Art Spiegelman explains how a drawing of three rocks in a background scene was Ernie's way of showing us there were some rocks in the background. It was always three. Why? Because two rocks wouldn't be "some rocks." Two rocks would be a pair of rocks. And four rocks was unacceptable because four rocks would indicate "some rocks" but it would be one rock more than was necessary to convey the idea of "some rocks." —Scott McCloud
- In a somewhat similar vein, Alan Moore repeatedly employs a 9-panel grid - three wide, three high - in most of his comics. While the format in itself obviously predates Moore, Moore was (one of) the first to combine it with the Beat panel, lending a certain rhythm and gravitas to even the most rote conversations in his stories.
- In Marvel Comics, there are the Warriors Three, three heroic Asgardians — Fandral, Hogun, and Volstagg — who are lifelong friends and fighting companions.
- DC Comics series Trinity (2008) essentially established Batman, Wonder Woman, and Superman as the center of the DC Universe. They've used the term "trinity" to refer to the three characters since. After the reboot, the first major crossover for the Justice League was the Trinity War, in which three different Leagues (the main Justice League, the Justice League of America, and Justice League Dark) first clash then unite, then break into three groups, each led by a different member of the "trinity" and accompanied by a different member of the "Trinity of Sin" (New 52 versions of The Question and The Phantom Stranger, and new character Pandora). The events of the "war" are revealed to be part of a plot by the Crime Syndicate, Mirror Universe versions of the Justice League from Alternate Universe Earth-3
- Iznogoud: Iznogoud once bought a magic catalogue that allows him to obtain items from the future but cannot use it more than three times.
- Axis Powers Hetalia fanfic Gankona, Unnachgiebig, Unità: Three main characters, three mean people, three people in a relationship.
- Calvin and Hobbes: The Series uses this sometimes, like how there are three suspects in "The Case of the Rogue Water Balloon".
- Evangelion 303: This is often used, such like relationships between characters (love triangles and characters with two close friends abound), and even in the story structure (it is split into three parts).
- In Forbiden Fruit: The Tempation of Edward Cullen, Jacob calls Tia a "HALF-BREAD!" three times, while jumping up and down.

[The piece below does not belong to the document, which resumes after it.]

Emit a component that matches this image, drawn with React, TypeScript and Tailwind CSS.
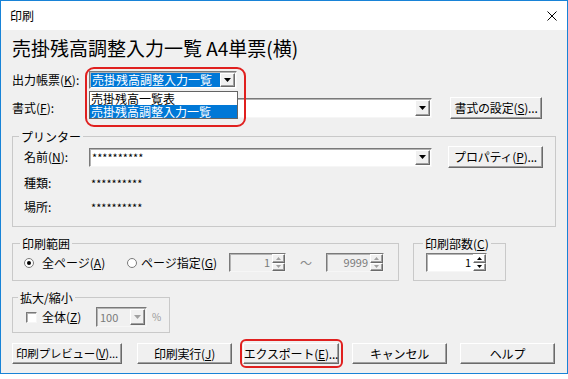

- Hellsister Trilogy is divided into three story arcs: "Hellsister", "The Apokolips Agenda" and "Hellspawn". There're also three main villains: Satan Girl, Mordru and Darkseid.
- In the second main story of Kara Of Rokyn, Lex Luthor is aided by three female villains: his niece Nasthalthia, old Supergirl enemy Starfire -nothing to do with Teen Titan Starfire- and Wonder Woman villain Cyber.
- A joke in 2009 uses the Rule Of Three to explain the three close celebrity deaths that year.
Farrah Fawcett died and went to heaven. Saint Peter said "You were very good on Earth, so you have been granted one wish." Farrah thought for a bit and said "I wish for the safety of all children on Earth." Half an hour later, Michael Jackson arrived in heaven.
Michael Jackson was surprised to find himself in heaven, but even more surprised that he was once again black. "Saint Peter," he said, "I worked pretty hard to lighten my skin over the years. Can you fix it?" Half an hour later Billy Mays arrived in heaven with some OxiClean.
- Jokes in general tend to make very heavy use of the Rule Of Three, especially those following the "Blonde/Brunette/Redhead" or "Nationality/Nationality/Nationality" formula.
- The sarcastic snowclone "My (whatever) is (good thing), yours is (not so good thing), his is (even worse thing)."
- Bally's Dr. Dude requires the player to get the three Elements of Coolness (a Magnetic Personality, the Heart of Rock and Roll, and the Gift of Gab) three times before starting multiball.
- Two examples in Junk Yard:
- One of the tasks in The Party Zone is to "Eat, Drink, & B. Merry".
- Many of the goals in America's Most Haunted require hitting a target three times.
- In a more general sense, most pinball games made from the '70s onward default to three balls per game.
- Professional Wrestling is fond of this in some forms, ranging from the three way dance 'Triple Threat' match (3 fighters) to audience chants; one of the most popular is to match 3 syllables (e.g. 'R V D! R V D!' for Rob Van Dam). The other popular chant format? Four syllables and five claps ('You're a loser!' * * *** ), which adds up to nine.
- An infamous, horrifying 1981 match where El Santo suffered a heart attack against Los Misioneros de la Muerte, cemented three on three, which was already being established as Lucha Libre Internacional's most popular match type, as the main match associated with Mexican Lucha Libre. If a promotion has a "trios", "tercias" or "six man" division, it's probably due to LLI. Even when they don't, the wild three on three matches of trios like The Shield can ultimately be traced back to it.
- Many a Power Stable, like nWo, began as and remained centered around a trio. Having at least three members also brings in the Freebird Rule, where a Power Stable wins the tag team belts and any two of them can defend it in a given match.
- Ring of Honor celebrated its third anniversary with three back to back shows.
- While there are many variations, it's common that a wrestling feud will consist of three matches. The wrestlers will trade wins in the first two matches, with the third as the blow off.
- Every third anniversary year, Pro Wrestling Guerilla holds a show called Threemendous.
- Ron White's recounting of the time he sued Sears for terrible service includes this line:
Ron: I execute a left-hand turn out of the parking lot, and my left rear wheel falls off. It falls off. It FALLS THE FUCK OFF! Turning my van into a tripod, and spinning me into a level of pissed off I've never felt before!